O Governo do estado confirmou a devolução de R$ 3,5 milhões. Segundo a administração, havia um convênio entre o estado e a União para a construção de um Complexo Socioeducativo para Adolescentes do Sexo Masculino em Conflito com a Lei, em terreno localizado na BR 316. Entretanto, segundo a Sasc, a administração anterior perdeu os prazos do convênio e o dinheiro teve que ser devolvido.
Chacina no CEM
Lopes disse que o CEM poderia ter sido palco de uma chacina, já que os adolescentes internados pelo crime de Castelo do Piauí vinham sendo ameaçados de morte pelos demais jovens da unidade.
“Eles [os internos] disseram que os agressores tiveram foi sorte, porque iriam matar os quatro.

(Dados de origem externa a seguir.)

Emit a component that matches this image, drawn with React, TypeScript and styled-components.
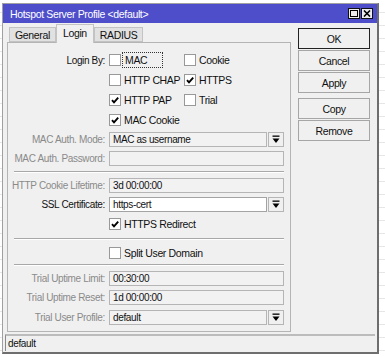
import React from "react";
import styled, { createGlobalStyle } from "styled-components";

const GlobalStyle = createGlobalStyle`
  html, body { margin: 0; padding: 0; }
  body {
    width: 385px;
    height: 357px;
    overflow: hidden;
    background: #fff repeating-linear-gradient(to bottom, transparent 0 12px, #e6e6e6 12px 13px);
    font-family: "Liberation Sans", Arial, sans-serif;
    font-size: 10px;
    letter-spacing: -0.35px;
    color: #111;
  }
`;

const Page = styled.div`
  padding: 3px 0 0 2px;
`;

const Window = styled.div`
  box-sizing: border-box;
  width: 377px;
  height: 351px;
  border: 1px solid #a0a0a0;
  border-right: 2px solid #6e6e6e;
  border-bottom: 2px solid #6e6e6e;
  background: #f0f0f0;
  display: flex;
  flex-direction: column;
`;

const TitleBar = styled.div`
  height: 19px;
  background: #4e4ecb;
  color: #fff;
  display: flex;
  align-items: center;
  padding: 0 4px 0 7px;
`;

const TitleText = styled.span`
  font-size: 10.5px;
`;

const TitleButtons = styled.div`
  margin-left: auto;
  display: flex;
  gap: 1px;
`;

const TitleButton = styled.div`
  box-sizing: border-box;
  width: 12px;
  height: 11px;
  border: 1px solid #111;
  background: #ececec;
  display: flex;
  align-items: center;
  justify-content: center;
`;

const Main = styled.div`
  display: flex;
  padding: 1px 0 0 4px;
  height: 309px;
  box-sizing: border-box;
`;

const LeftCol = styled.div`
  width: 284px;
  display: flex;
  flex-direction: column;
`;

const TabStrip = styled.div`
  display: flex;
  align-items: flex-end;
  height: 18px;
  padding-left: 2px;
`;

const Tab = styled.div<{ $active?: boolean }>`
  box-sizing: border-box;
  height: ${(p) => (p.$active ? "19px" : "15px")};
  margin-bottom: ${(p) => (p.$active ? "-1px" : "0")};
  padding: 0 ${(p) => (p.$active ? "6px" : "5px")};
  background: ${(p) => (p.$active ? "#f0f0f0" : "#e1e1e1")};
  border: 1px solid #c3c3c3;
  border-bottom: ${(p) => (p.$active ? "none" : "1px solid #c3c3c3")};
  display: flex;
  align-items: center;
  font-size: 10.5px;
  position: relative;
  z-index: ${(p) => (p.$active ? 1 : 0)};
  padding-bottom: ${(p) => (p.$active ? "3px" : "0")};
`;

const Panel = styled.div`
  box-sizing: border-box;
  height: 290px;
  border: 1px solid #b4b4b4;
  background: #f0f0f0;
  padding: 7px 6px 0 0;
  display: flex;
  flex-direction: column;
`;

const Row = styled.div<{ $h: number }>`
  height: ${(p) => p.$h}px;
  display: flex;
  align-items: center;
  flex-shrink: 0;
`;

const Label = styled.div<{ $disabled?: boolean }>`
  width: 97px;
  margin-right: 4px;
  text-align: right;
  white-space: nowrap;
  color: ${(p) => (p.$disabled ? "#8a8a8a" : "#111")};
  flex-shrink: 0;
`;

const Spacer = styled.div`
  width: 101px;
  flex-shrink: 0;
`;

const CheckCell = styled.div<{ $w?: number }>`
  display: flex;
  align-items: center;
  width: ${(p) => (p.$w ? `${p.$w}px` : "auto")};
  flex-shrink: 0;
`;

const Box = styled.div`
  box-sizing: border-box;
  width: 12px;
  height: 12px;
  border: 1px solid #999;
  background: #fff;
  display: flex;
  align-items: center;
  justify-content: center;
  flex-shrink: 0;
`;

const CheckText = styled.span<{ $focus?: boolean }>`
  margin-left: ${(p) => (p.$focus ? "1px" : "3px")};
  padding: ${(p) => (p.$focus ? "1px 15px 1px 2px" : "0")};
  border: ${(p) => (p.$focus ? "1px dotted #333" : "none")};
  font-size: 10.5px;
  white-space: nowrap;
`;

const Field = styled.div<{ $disabled?: boolean }>`
  box-sizing: border-box;
  flex: 1;
  height: 15px;
  border: 1px solid ${(p) => (p.$disabled ? "#b5b5b5" : "#a3a3a3")};
  background: ${(p) => (p.$disabled ? "#f2f2f2" : "#fff")};
  display: flex;
  align-items: center;
  padding-left: 3px;
  white-space: nowrap;
  color: #111;
`;

const DropButton = styled.div`
  box-sizing: border-box;
  width: 16px;
  height: 15px;
  margin-left: 1px;
  border: 1px solid #b5b5b5;
  background: #f0f0f0;
  display: flex;
  align-items: center;
  justify-content: center;
  flex-shrink: 0;
`;

const Separator = styled.div<{ $h: number }>`
  height: ${(p) => p.$h}px;
  display: flex;
  align-items: center;
  padding-left: 6px;
  flex-shrink: 0;
  &::after {
    content: "";
    flex: 1;
    height: 0;
    border-top: 1px solid #a8a8a8;
    border-bottom: 1px solid #fff;
  }
`;

const RightCol = styled.div`
  width: 72px;
  margin-left: 7px;
  padding-top: 4px;
  display: flex;
  flex-direction: column;
`;

const Button = styled.div<{ $default?: boolean; $gap?: number }>`
  box-sizing: border-box;
  height: 21px;
  margin-bottom: ${(p) => p.$gap ?? 1}px;
  border: 1px solid ${(p) => (p.$default ? "#222" : "#a6a6a6")};
  background: #f0f0f0;
  display: flex;
  align-items: center;
  justify-content: center;
  font-size: 10.5px;
`;

const StatusBar = styled.div`
  box-sizing: border-box;
  margin: 2px 2px 0 2px;
  height: 17px;
  border-top: 2px solid #bcbcbc;
  border-left: 1px solid #8a8a8a;
  display: flex;
  align-items: center;
  padding-left: 2px;
`;

const CheckMark = () => (
  <svg width="10" height="10" viewBox="0 0 10 10">
    <path d="M2 5.2 L4 7.4 L8.2 2.6" fill="none" stroke="#000" strokeWidth="1.9" />
  </svg>
);

const DropIcon = () => (
  <svg width="8" height="9" viewBox="0 0 8 9">
    <rect x="0.5" y="0.5" width="7" height="1.3" fill="#000" />
    <path d="M0.5 3.5 H7.5 L4 8 Z" fill="#000" />
  </svg>
);

const Check: React.FC<{ checked?: boolean; label: string; w?: number; focus?: boolean }> = ({
  checked,
  label,
  w,
  focus,
}) => (
  <CheckCell $w={w}>
    <Box>{checked && <CheckMark />}</Box>
    <CheckText $focus={focus}>{label}</CheckText>
  </CheckCell>
);

const FieldRow: React.FC<{ label: string; value: string; disabled?: boolean; drop?: boolean; h: number }> = ({
  label,
  value,
  disabled,
  drop,
  h,
}) => (
  <Row $h={h}>
    <Label $disabled={disabled}>{label}</Label>
    <Field $disabled={disabled}>{value}</Field>
    {drop && (
      <DropButton>
        <DropIcon />
      </DropButton>
    )}
  </Row>
);

export default function App() {
  return (
    <>
      <GlobalStyle />
      <Page>
        <Window>
          <TitleBar>
            <TitleText>Hotspot Server Profile &lt;default&gt;</TitleText>
            <TitleButtons>
              <TitleButton>
                <svg width="8" height="7" viewBox="0 0 8 7">
                  <rect x="0.5" y="0.5" width="7" height="6" fill="none" stroke="#000" strokeWidth="1" />
                </svg>
              </TitleButton>
              <TitleButton>
                <svg width="8" height="7" viewBox="0 0 8 7">
                  <path d="M1 0.5 L7 6.5 M7 0.5 L1 6.5" stroke="#000" strokeWidth="1.6" />
                </svg>
              </TitleButton>
            </TitleButtons>
          </TitleBar>
          <Main>
            <LeftCol>
              <TabStrip>
                <Tab>General</Tab>
                <Tab $active>Login</Tab>
                <Tab>RADIUS</Tab>
              </TabStrip>
              <Panel>
                <Row $h={20}>
                  <Label>Login By:</Label>
                  <Check label="MAC" w={75} focus />
                  <Check label="Cookie" />
                </Row>
                <Row $h={20}>
                  <Spacer />
                  <Check label="HTTP CHAP" w={75} />
                  <Check label="HTTPS" checked />
                </Row>
                <Row $h={20}>
                  <Spacer />
                  <Check label="HTTP PAP" w={75} checked />
                  <Check label="Trial" />
                </Row>
                <Row $h={20}>
                  <Spacer />
                  <Check label="MAC Cookie" checked />
                </Row>
                <FieldRow h={19} label="MAC Auth. Mode:" value="MAC as username" disabled drop />
                <FieldRow h={19} label="MAC Auth. Password:" value="" disabled />
                <Separator $h={8} />
                <FieldRow h={19} label="HTTP Cookie Lifetime:" value="3d 00:00:00" disabled />
                <FieldRow h={19} label="SSL Certificate:" value="https-cert" drop />
                <Row $h={20}>
                  <Spacer />
                  <Check label="HTTPS Redirect" checked />
                </Row>
                <Separator $h={10} />
                <Row $h={17}>
                  <Spacer />
                  <Check label="Split User Domain" />
                </Row>
                <Separator $h={8} />
                <FieldRow h={19} label="Trial Uptime Limit:" value="00:30:00" disabled />
                <FieldRow h={19} label="Trial Uptime Reset:" value="1d 00:00:00" disabled />
                <FieldRow h={20} label="Trial User Profile:" value="default" disabled drop />
              </Panel>
            </LeftCol>
            <RightCol>
              <Button $default>OK</Button>
              <Button>Cancel</Button>
              <Button $gap={5}>Apply</Button>
              <Button>Copy</Button>
              <Button>Remove</Button>
            </RightCol>
          </Main>
          <StatusBar>default</StatusBar>
        </Window>
      </Page>
    </>
  );
}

Poderia ter sido uma chacina. Há 14 anos vejo que o estado não tem cumprido o que estabelece o Estatuto da Criança e do Adolescente, que é manter separados menores com alto grau de agressividade, a exemplo de estupradores, e quando há riscos para a integridade física deles”, afirmou o juiz.
Mãe grava vídeo
Elizabeth Vieira gravou um vídeo depois que soube do assassinato do filho.
"Foi um choque muito grande porque eu não estava esperando [a morte de Gleison]. Recebi a notícia, é uma dor muito grande", disse.
A mãe da vítima disse ainda que acredita que a briga entre os jovens tenha sido motivada por causa dela. No vídeo, ela diz que ele a defendia muito. "Ele tinha que pagar pelo crime que cometeu, mas não desta forma", disse.